LG Game 2 Question 9 Explanation, by LSATHacks
This is a counting question. Look at both diagrams, and see how many birds can be in.
If W is in, then W, G, and S are in. That’s 3 birds.
On this diagram, S, J, M and H are can be in. That’s 4. C is CORRECT.
Yes, you read that right. S can be in. Here’s how.
Start with J in. Don’t start with S out – you’re trying to put birds in!
If J is in, H is in. You can also put M in. J, M and H make three.
Only S is left. You don’t know anything about S if you start with J. Remember, you can only read the diagram left to right.
You can also put S in. Both S and J can be in together. S, J, M and H make four.
Review the setup if you’re not sure why S and J can both be in.
This makes no sense to me – it says that if J is not in, then S is. To me, it doesn’t matter how the diagram reads, maybe I’m taking this all too literally. I’m just seeing this as black-and-white. I’m still super confused.
Can you elaborate? You’ve stated it correctly. If J is not in, then S is. Do you mean to say you think that is false, or were you unsure about another point?
Sorry, I was writing this at a time when I was going through total brain fog. I meant to ask, how can S be in when J is also in? The rule says if J is not in, then S is. So why do we have both here? Why is that allowable?
I would have never thought that we could put both together, by looking at the fourth rule alone. Could you dumb this down for me at all? Lol
“ You don’t know anything about S if you start with J” this is confusing me even more, how could you assume this? I feel like this line is throwing me off.
Ok let’s say we have two parents. At least one of them will pick up their child from daycare.
If mom doesn’t go –> dad goes
If dad doesn’t go –> mom will
The idea here is that someone will be there for the kid. Use common sense: both can go two right? The idea of such a rule is to ensure at least one will go, *and maybe both*
Same thing with not S –> J, and not J –> S
It’s an “at least one, maybe both” rule.
If you want to think formally, remember you can only move from left to right. So, if you start at J in, there is nothing to the right of it, so you can conclude nothing.
Does that make sense?
OHHHH!!! Light bulb moment. So let’s say instead it says something like “If S is in the forest, J cannot be in the forest at the same time”, then we’d know FOR SURE that there cannot be both birds at the same time?
But because the rule is kind of ambiguous in that sense, it kind of leaves the door open to the possibility that both could be in, if they wanted to?
Thanks :)
>OHHHH!!! Light bulb moment. So let’s say instead it says something like “If S is in the forest, J cannot be in the forest at the same time”, then we’d know FOR SURE that there cannot be both birds at the same time?
Yeah, exactly! And for the other form, it isn’t that it’s ambiguous. It’s that it’s saying a different thing.

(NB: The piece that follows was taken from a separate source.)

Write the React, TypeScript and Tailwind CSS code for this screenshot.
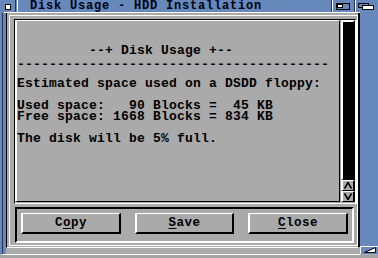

Like if you go to a bar and order something, you *need* to order either food or a drink. Or else they’ll kick you out. So no food –> drink, and no drink –> food
If you lack one, you must get the other. But you COULD get both. The bar would be very happy if you ordered both. No ambiguity.
So one form is: At least one out, and maybe both out
And the other is: at least one in, and maybe both in
Why can’t all six be in? If S were in, that would fail the sufficient and make everything downstream technically irrelevant. It wouldn’t be triggered. I know that I am wrong; however, I would like to understand when a sufficient or necessary failing means that other relationships do not matter versus when other relationships continue to apply. Thank you so much.
You can refer back to the setup page for a more comprehensive explanation. If S were in, it would not make everything downstream irrelevant because of the way it is related to J. The relationship says that if J isn’t in, then S is. This means that S is required for J to not be in. So it isnt’ the case that they can’t be in together, but that for J to be allowed to be out, S has to be there.
So we can have 3 cases: J and S both in, J in and S out, and S in and J out. So in this case, S doesn’t trigger anything, but elements down the rest of the chain would trigger for some to be out. For example, if J is in, then Rule 2 states that H must be in. Rule 1 and Rule 3 together then say that G and and W would then be out.
I am so confused with question 9. I understand the logic this explanation uses to illustrate how if G and W are out then H, J, M, and S can be in. With that logic, if H, J, M are in, then any sufficient conditions could also be in, (in this case also S), and therefore count a total of 4 in. But with this logic of making all sufficient conditions free floaters, couldn’t you also do the following to justify there being 6 in the “in” category?
/S —> J —> H –> /G —> /W
……..M –>
(and then run the contrapositive)
W —> G —> /H —> /J —> S
…………………..—> /M
In this case, all you could say is S is in, and therefore, let all other letters be sufficient conditions, and therefore free floaters, and therefore put them all in the “in” category, and therefore count a total of 6 as “in”.
How could this alternative possibility not be wrong?!?!?!?!?!?!?